Approximately three centuries before Mercy and Dante arrived at the undiscovered planet, genetic engineers had created the quantum sense. Those with the right connections or enough influence to get this artificial genetic marker unlocked the ability to perceive and manipulate the quantum entanglements.

By finding entanglements that led to the atoms of a person’s mind, a person with this gene could read thoughts. By “touching” quantum entanglements that led to a spoon, the spoon could be bent. By manipulating entangled atoms and carbon and oxygen, fire could be created.

When this power first appeared in human society, people used the word telepathy to refer to it. That was a word and an idea that had existed in various cultures from time immemorial. It was familiar.

But in fact, the quantum sense went far beyond telepathy.

The ability to move objects without touching them, to start fires without matches, to read another person’s thoughts, and even to control another person’s thoughts … these created an immediate division. People with the status to get the gene were immediately more powerful than people without.

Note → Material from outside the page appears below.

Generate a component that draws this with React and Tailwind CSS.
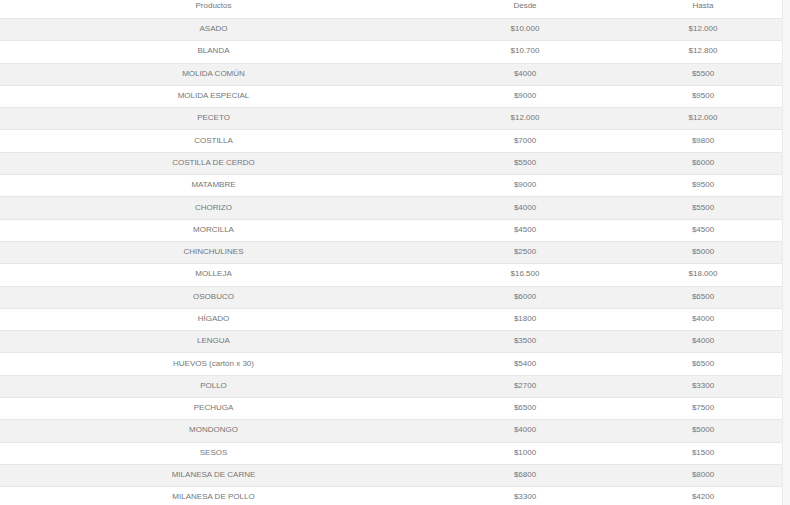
const rows = [
  ["ASADO", "$10.000", "$12.000"],
  ["BLANDA", "$10.700", "$12.800"],
  ["MOLIDA COMÚN", "$4000", "$5500"],
  ["MOLIDA ESPECIAL", "$9000", "$9500"],
  ["PECETO", "$12.000", "$12.000"],
  ["COSTILLA", "$7000", "$9800"],
  ["COSTILLA DE CERDO", "$5500", "$6000"],
  ["MATAMBRE", "$9000", "$9500"],
  ["CHORIZO", "$4000", "$5500"],
  ["MORCILLA", "$4500", "$4500"],
  ["CHINCHULINES", "$2500", "$5000"],
  ["MOLLEJA", "$16.500", "$18.000"],
  ["OSOBUCO", "$6000", "$6500"],
  ["HÍGADO", "$1800", "$4000"],
  ["LENGUA", "$3500", "$4000"],
  ["HUEVOS (cartón x 30)", "$5400", "$6500"],
  ["POLLO", "$2700", "$3300"],
  ["PECHUGA", "$6500", "$7500"],
  ["MONDONGO", "$4000", "$5000"],
  ["SESOS", "$1000", "$1500"],
  ["MILANESA DE CARNE", "$6800", "$8000"],
  ["MILANESA DE POLLO", "$3300", "$4200"],
];

const PriceRow = ({ cells, odd }) => (
  <div
    className={`grid grid-cols-[427px_196px_160px] h-[22.3px] items-center border-t border-[#e6e6e6] ${
      odd ? "bg-[#f2f2f2]" : "bg-white"
    }`}
  >
    {cells.map((c, i) => (
      <div key={i} className="text-center -mt-px">
        {c}
      </div>
    ))}
  </div>
);

export default function App() {
  return (
    <div
      className="w-[790px] h-[505px] overflow-hidden bg-[#f6f6f6] text-[8px] text-[#767676]"
      style={{ fontFamily: '"Liberation Sans", Arial, sans-serif' }}
    >
      <div className="w-[783px] border-r border-[#ececec]">
        <div className="grid grid-cols-[427px_196px_160px] h-[18px] items-center bg-white">
          <div className="text-center -mt-[6px]">Productos</div>
          <div className="text-center -mt-[6px]">Desde</div>
          <div className="text-center -mt-[6px]">Hasta</div>
        </div>
        {rows.map((r, i) => (
          <PriceRow key={r[0]} cells={r} odd={i % 2 === 0} />
        ))}
      </div>
    </div>
  );
}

It wasn’t long before conflict broke out. Some telepaths believed it was only natural to use this new power however they wanted, to get what they wanted. A wolf doesn’t feel guilty about using its superior strength to eat a mouse; likewise a person with the quantum sense had no need to feel guilty about using his or her superior strength to make another human a slave.

They called themselves Archons, an old Greek word that referred to rulers.

Sooner or later, though, a different faction of telepaths emerged. They believed that a person born with greater strength had the duty to help those without that strength. 

They called themselves The Gentle Hand, and their efforts to free the Archons’ slaves led to war.

History called it the Gene War, and it nearly drove humanity to extinction.